Arts & Culture Featured Travel, Shopping & Leisure Fara Illich December 16, 2009

112 years and 1 month ago (November 1897) fourteen women wanted to create a public library in Phoenix and organized the Friday Club. Seven months later in June 1898, the Friday Club opened the Phoenix Public Library at Washington and 1st Ave in the Fleming Building (another Downtown beauty lost to the wrecking ball.) The library wouldn’t have a permanent home until 1953 when the location at Central and McDowell was dedicated. It moved again in 1995 to its new location known to us as the Burton Barr Central Library.


Burton_BarI find value in all libraries and the one Downtown does not disappoint. It’s one of the “Phoenix Points of Pride” for a reason. From the Phoenix.gov Web site the library is described as, “280,000-square-foot Burton Barr Central Library, designed by bruderDWL architects, is inspired by Monument Valley, resembling a curving copper mesa split by a stainless steel canyon. Housing a collection of nearly 706,000 items, more than 2,000 people visit the central library daily. The library is home to a number of unique collections, including materials about Phoenix and the state of Arizona in the Arizona Room, artist-made and fine press books as well as the Alfred Knight Rare Book Collection in the Rare Book Room and the nationally acclaimed Accessibility Services Center with assistive technology for people with disabilities.”
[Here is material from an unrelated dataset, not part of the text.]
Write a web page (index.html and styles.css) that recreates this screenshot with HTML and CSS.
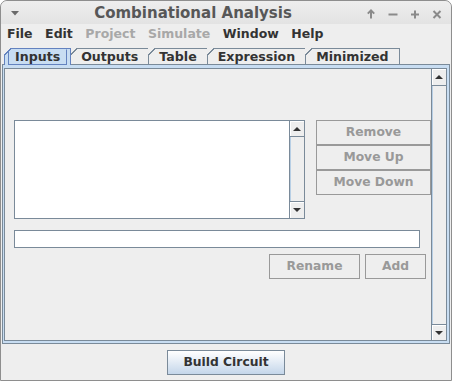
FILE: index.html
```html
<!DOCTYPE html>
<html>
<head>
<meta charset="utf-8">
<link rel="stylesheet" href="styles.css">
</head>
<body>
<div class="window">
  <div class="titlebar">
    <div class="tb-left">
      <svg class="tb-menu" width="8" height="5" viewBox="0 0 8 5"><path d="M0 0H8L4 4.5Z" fill="#6a6a6a"/></svg>
    </div>
    <div class="tb-title">Combinational Analysis</div>
    <div class="tb-right">
      <svg class="tb-icon" width="10" height="10" viewBox="0 0 10 10"><path d="M5 9.5V1.5M1.8 4.6L5 1.4L8.2 4.6" fill="none" stroke="#8a8a8a" stroke-width="2"/></svg>
      <svg class="tb-icon" width="10" height="10" viewBox="0 0 10 10"><path d="M0.5 5.5H9.5" stroke="#8a8a8a" stroke-width="2"/></svg>
      <svg class="tb-icon" width="10" height="10" viewBox="0 0 10 10"><path d="M1 5.5H9M5 1.5V9.5" stroke="#8a8a8a" stroke-width="2"/></svg>
      <svg class="tb-icon" width="10" height="10" viewBox="0 0 10 10"><path d="M1.5 2L8.5 9M8.5 2L1.5 9" stroke="#8a8a8a" stroke-width="2"/></svg>
    </div>
  </div>
  <div class="menubar">
    <span class="menu">File</span>
    <span class="menu">Edit</span>
    <span class="menu disabled">Project</span>
    <span class="menu disabled">Simulate</span>
    <span class="menu">Window</span>
    <span class="menu">Help</span>
  </div>
  <div class="tabs">
    <div class="tab selected"><span class="focus">Inputs</span></div>
    <div class="tab">Outputs</div>
    <div class="tab">Table</div>
    <div class="tab">Expression</div>
    <div class="tab">Minimized</div>
  </div>
  <div class="tabpanel">
    <div class="scrollpane">
      <div class="viewport">
        <div class="row1">
          <div class="list">
            <div class="list-body"></div>
            <div class="vbar">
              <div class="arrow up"><span class="tri-up"></span></div>
              <div class="track"></div>
              <div class="arrow down"><span class="tri-down"></span></div>
            </div>
          </div>
          <div class="btncol">
            <div class="btn disabled">Remove</div>
            <div class="btn disabled">Move Up</div>
            <div class="btn disabled">Move Down</div>
          </div>
        </div>
        <div class="field"></div>
        <div class="row3">
          <div class="btn disabled rename">Rename</div>
          <div class="btn disabled add">Add</div>
        </div>
      </div>
      <div class="vbar outer">
        <div class="arrow up big"><span class="tri-up"></span></div>
        <div class="track"></div>
        <div class="arrow down big"><span class="tri-down"></span></div>
      </div>
    </div>
  </div>
  <div class="footer">
    <div class="btn primary">Build Circuit</div>
  </div>
</div>
</body>
</html>
```

FILE: styles.css
```css
* { box-sizing: border-box; margin: 0; padding: 0; }
html, body { width: 452px; height: 381px; overflow: hidden; background: #ffffff; }
body { font-family: "DejaVu Sans", "Liberation Sans", sans-serif; font-weight: bold; font-size: 12.3px; color: #333333; }

.window {
  width: 452px; height: 381px;
  border: 1px solid #8e8e8e;
  border-radius: 7px 7px 0 0;
  background: #eeeeee;
  display: flex; flex-direction: column;
  overflow: hidden;
}

/* title bar */
.titlebar {
  height: 23px; flex: none;
  display: flex; align-items: stretch;
  background: linear-gradient(#eeeeee, #e3e3e3);
  border-radius: 6px 6px 0 0;
}
.tb-left { width: 28px; display: flex; align-items: center; padding-left: 10px; padding-top: 2px; }
.tb-title {
  flex: 1; text-align: center;
  font-size: 15px; color: #575757;
  line-height: 21px; padding-top: 2px;
  white-space: nowrap;
}
.tb-right { width: 94px; display: flex; align-items: center; gap: 12px; padding-left: 9px; padding-top: 2px; }
.tb-icon { display: block; }

/* menu bar */
.menubar {
  height: 20px; flex: none;
  display: flex; gap: 12.5px;
  padding-left: 6px;
  line-height: 20px;
  font-size: 12.5px;
  background: #eeeeee;
}
.menu { color: #333333; white-space: nowrap; }
.menu.disabled { color: #a8a8a8; }

/* tabs */
.tabs {
  height: 20px; flex: none;
  display: flex; align-items: flex-end;
  padding-left: 3px;
  font-size: 12.6px;
}
.tab {
  position: relative;
  height: 16px;
  border: 1px solid #7a8a99; border-bottom: none;
  padding: 0 10px;
  line-height: 15px;
  background: #eeeeee;
  white-space: nowrap;
  margin-left: -1px;
}
.tab:first-child { margin-left: 0; }
.tab::before {
  content: "";
  position: absolute; left: -1px; top: -1px;
  width: 7px; height: 7px;
  background: linear-gradient(135deg, #eeeeee 0 44%, #7a8a99 44% 58%, transparent 58%);
}
.tab.selected {
  height: 17px; margin-bottom: -1px; z-index: 1;
  background: #c8ddf2;
  border-color: #6382bf;
  padding: 0 3px;
}
.tab.selected::before {
  background: linear-gradient(135deg, #eeeeee 0 44%, #6382bf 44% 58%, transparent 58%);
}
.tab .focus {
  display: block;
  padding: 0 6px;
  border: 1px solid #6382bf;
  border-top-color: transparent;
  line-height: 14px;
  height: 16px;
}

/* tab panel */
.tabpanel {
  height: 280px; flex: none;
  margin: 0 1px;
  border: 1px solid #7a8a99;
  background: #c8ddf2;
  padding: 3px 2px 2px 1px;
}
.scrollpane {
  height: 100%;
  border: 1px solid #7a8a99;
  display: flex;
}
.viewport {
  flex: 1;
  background: #eeeeee;
  padding: 51px 0 0 9px;
  overflow: hidden;
}

/* scrollbars */
.vbar {
  width: 15px; flex: none;
  border-left: 1px solid #7a8a99;
  display: flex; flex-direction: column;
  background: #eeeeee;
}
.vbar .track {
  flex: 1;
  background: #eeeeee;
  box-shadow: inset 1px 0 #b8cfe5;
}
.arrow {
  display: flex; align-items: center; justify-content: center;
  background: #eeeeee;
  box-shadow: inset 1px 1px #ffffff;
}
.arrow.up { height: 16px; border-bottom: 1px solid #7a8a99; }
.arrow.down { height: 17px; border-top: 1px solid #7a8a99; }
.arrow.up.big { height: 17px; }
.arrow.down.big { height: 16px; }
.tri-up {
  width: 0; height: 0;
  border-left: 4px solid transparent; border-right: 4px solid transparent;
  border-bottom: 4px solid #333333;
}
.tri-down {
  width: 0; height: 0;
  border-left: 4px solid transparent; border-right: 4px solid transparent;
  border-top: 4px solid #333333;
}

/* content */
.row1 { display: flex; align-items: flex-start; }
.list {
  width: 291px; height: 99px;
  border: 1px solid #7a8a99;
  background: #ffffff;
  display: flex;
}
.list-body { flex: 1; }
.btncol { margin-left: 11px; width: 115px; display: flex; flex-direction: column; }

.btn {
  height: 25px;
  border: 1px solid #999999;
  background: #eeeeee;
  text-align: center;
  line-height: 23px;
  white-space: nowrap;
}
.btn.disabled { color: #999999; }

.field {
  margin-top: 11px;
  width: 406px; height: 18px;
  border: 1px solid #7a8a99;
  background: #ffffff;
}
.row3 {
  margin-top: 6px;
  width: 412px;
  display: flex; justify-content: flex-end; gap: 5px;
}
.rename { width: 91px; }
.add { width: 61px; }

/* footer */
.footer {
  flex: 1;
  display: flex; justify-content: center; align-items: flex-start;
  padding-top: 6px;
}
.btn.primary {
  width: 118px;
  border-color: #7a8a99;
  color: #333333;
  background: linear-gradient(#ffffff 0%, #e8eff7 40%, #c4d6ea 100%);
}
```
The soaring glass walls on the north and south offer stunning view of a young city, growing through awkward years, but forging ahead with its own identity and significance. The library  radiates certainty that ideas matter, that knowledge matters and that it is attainable to those willing to look and take the time to learn.


If you’re there on a Saturday morning, you’ll find me in the Arizona Room. (I just outed myself as a huge nerd.) I pour over old maps, essays, government documents, and neighborhood histories. I found a picture of my grandfather in a yearbook from the early 1960s when he was a teacher. I also found a copy of my mom’s freshman yearbook and her picture inside.


I can hear the chorus saying, “Libraries are irrelevant in the Age of the Internet.” But I must politely disagree. Libraries have kept safe the most treasured ideas human beings ever had. While access to ideas and information at the click of a button in a marvelous achievement, people still need a place to come together to share that knowledge, to teach and be taught. And the Burton Barr Central Library is an excellent place to do that.